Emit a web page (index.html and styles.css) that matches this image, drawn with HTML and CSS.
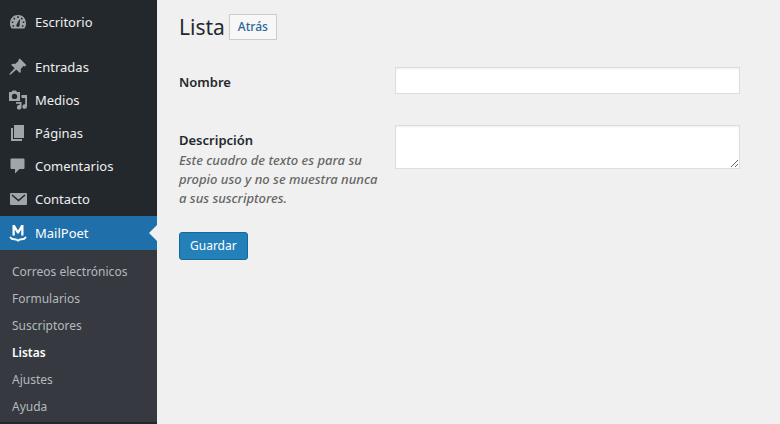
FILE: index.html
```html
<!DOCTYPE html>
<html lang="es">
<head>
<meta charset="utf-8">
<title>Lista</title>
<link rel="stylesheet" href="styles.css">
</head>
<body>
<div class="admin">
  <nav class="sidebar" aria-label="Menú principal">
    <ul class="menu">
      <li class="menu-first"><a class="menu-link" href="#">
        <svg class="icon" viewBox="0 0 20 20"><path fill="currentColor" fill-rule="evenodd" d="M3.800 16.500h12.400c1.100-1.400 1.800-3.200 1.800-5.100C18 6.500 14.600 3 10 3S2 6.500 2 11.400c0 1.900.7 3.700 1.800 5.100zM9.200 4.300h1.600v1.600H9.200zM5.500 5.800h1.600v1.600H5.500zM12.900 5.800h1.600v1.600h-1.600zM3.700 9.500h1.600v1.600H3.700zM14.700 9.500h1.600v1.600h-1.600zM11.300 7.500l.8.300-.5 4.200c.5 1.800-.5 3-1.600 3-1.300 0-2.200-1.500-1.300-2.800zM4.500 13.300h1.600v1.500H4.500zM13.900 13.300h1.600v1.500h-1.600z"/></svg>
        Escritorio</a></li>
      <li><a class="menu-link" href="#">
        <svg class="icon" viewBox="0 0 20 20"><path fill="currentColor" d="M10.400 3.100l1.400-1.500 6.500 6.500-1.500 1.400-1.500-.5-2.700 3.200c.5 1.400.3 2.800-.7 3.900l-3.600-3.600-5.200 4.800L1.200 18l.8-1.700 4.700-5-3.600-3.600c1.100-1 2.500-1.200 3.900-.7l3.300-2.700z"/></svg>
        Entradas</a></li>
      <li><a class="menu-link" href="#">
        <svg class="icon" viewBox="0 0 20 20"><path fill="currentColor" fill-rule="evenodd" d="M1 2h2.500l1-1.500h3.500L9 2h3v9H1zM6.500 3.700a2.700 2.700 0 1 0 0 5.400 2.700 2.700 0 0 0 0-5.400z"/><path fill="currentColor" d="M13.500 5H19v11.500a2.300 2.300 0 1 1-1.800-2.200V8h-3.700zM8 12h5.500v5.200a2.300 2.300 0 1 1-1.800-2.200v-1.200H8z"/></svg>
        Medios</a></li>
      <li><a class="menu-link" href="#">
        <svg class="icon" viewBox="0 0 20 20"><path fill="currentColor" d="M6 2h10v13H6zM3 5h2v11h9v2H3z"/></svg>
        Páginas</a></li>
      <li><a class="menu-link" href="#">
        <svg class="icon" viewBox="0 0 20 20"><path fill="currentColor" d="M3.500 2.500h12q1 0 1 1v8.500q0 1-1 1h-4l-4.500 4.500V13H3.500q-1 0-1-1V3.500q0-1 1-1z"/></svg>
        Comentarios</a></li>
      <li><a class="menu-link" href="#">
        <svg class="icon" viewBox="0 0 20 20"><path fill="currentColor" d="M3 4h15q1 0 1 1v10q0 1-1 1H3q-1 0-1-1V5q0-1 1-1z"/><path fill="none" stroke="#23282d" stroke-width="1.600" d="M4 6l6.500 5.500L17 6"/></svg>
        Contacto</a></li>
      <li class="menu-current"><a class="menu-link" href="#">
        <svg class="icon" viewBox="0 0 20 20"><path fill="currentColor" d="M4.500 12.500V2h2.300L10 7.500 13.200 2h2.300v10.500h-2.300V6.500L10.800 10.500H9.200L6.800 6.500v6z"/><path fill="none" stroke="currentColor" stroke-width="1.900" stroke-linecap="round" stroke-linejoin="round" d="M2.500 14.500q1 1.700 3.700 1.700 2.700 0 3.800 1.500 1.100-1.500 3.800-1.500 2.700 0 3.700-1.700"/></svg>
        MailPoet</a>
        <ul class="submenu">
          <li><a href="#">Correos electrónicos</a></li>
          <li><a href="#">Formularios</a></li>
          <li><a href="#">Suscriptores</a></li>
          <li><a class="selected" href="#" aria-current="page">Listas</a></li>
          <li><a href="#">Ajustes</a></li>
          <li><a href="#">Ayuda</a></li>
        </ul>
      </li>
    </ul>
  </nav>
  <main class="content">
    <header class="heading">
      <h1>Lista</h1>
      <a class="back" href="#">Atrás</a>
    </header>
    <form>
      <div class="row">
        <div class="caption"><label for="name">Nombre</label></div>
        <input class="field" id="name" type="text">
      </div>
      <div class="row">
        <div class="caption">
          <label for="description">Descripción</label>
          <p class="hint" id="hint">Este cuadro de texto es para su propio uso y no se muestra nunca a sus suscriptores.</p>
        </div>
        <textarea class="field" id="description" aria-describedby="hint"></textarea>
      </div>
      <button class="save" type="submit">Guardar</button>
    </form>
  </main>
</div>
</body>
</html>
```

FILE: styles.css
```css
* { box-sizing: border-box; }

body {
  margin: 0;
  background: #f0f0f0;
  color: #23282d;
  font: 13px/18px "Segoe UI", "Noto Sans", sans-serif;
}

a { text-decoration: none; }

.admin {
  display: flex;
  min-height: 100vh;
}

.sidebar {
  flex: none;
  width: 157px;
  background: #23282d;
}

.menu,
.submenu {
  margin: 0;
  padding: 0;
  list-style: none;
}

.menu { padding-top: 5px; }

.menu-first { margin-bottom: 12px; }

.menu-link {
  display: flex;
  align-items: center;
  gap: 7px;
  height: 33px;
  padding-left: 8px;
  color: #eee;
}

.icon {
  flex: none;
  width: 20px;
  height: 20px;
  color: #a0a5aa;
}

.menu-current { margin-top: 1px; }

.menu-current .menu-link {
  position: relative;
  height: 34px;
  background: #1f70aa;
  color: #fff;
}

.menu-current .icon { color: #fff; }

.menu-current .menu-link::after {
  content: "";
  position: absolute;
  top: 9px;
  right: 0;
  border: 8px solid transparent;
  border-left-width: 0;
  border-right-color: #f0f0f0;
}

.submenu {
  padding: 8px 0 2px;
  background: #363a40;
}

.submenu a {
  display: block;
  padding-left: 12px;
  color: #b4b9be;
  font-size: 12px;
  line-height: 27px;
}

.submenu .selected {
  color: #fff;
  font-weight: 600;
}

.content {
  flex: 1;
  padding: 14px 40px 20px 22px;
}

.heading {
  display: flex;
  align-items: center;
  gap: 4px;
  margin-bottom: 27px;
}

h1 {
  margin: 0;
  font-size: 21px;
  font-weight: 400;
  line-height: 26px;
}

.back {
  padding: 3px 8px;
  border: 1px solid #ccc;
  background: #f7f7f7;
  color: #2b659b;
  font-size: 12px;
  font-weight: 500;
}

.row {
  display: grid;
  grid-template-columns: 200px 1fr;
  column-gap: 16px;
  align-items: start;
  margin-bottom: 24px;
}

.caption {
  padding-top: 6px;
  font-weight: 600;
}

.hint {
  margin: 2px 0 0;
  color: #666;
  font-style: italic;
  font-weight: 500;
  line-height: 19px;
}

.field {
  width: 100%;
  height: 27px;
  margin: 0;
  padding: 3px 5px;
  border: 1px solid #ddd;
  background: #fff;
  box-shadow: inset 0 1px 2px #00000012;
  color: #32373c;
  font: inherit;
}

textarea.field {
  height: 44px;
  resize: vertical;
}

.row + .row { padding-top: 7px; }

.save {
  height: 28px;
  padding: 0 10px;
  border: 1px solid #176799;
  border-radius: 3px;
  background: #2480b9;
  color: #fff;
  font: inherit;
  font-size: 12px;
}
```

━━━━━━

_SET EXERCISE_. Only lines with the word "page" should be collected from the material.

_COMPLETE RESPONSE_.
Emit a web page (index.html and styles.css) that matches this image, drawn with HTML and CSS.
          <li><a class="selected" href="#" aria-current="page">Listas</a></li>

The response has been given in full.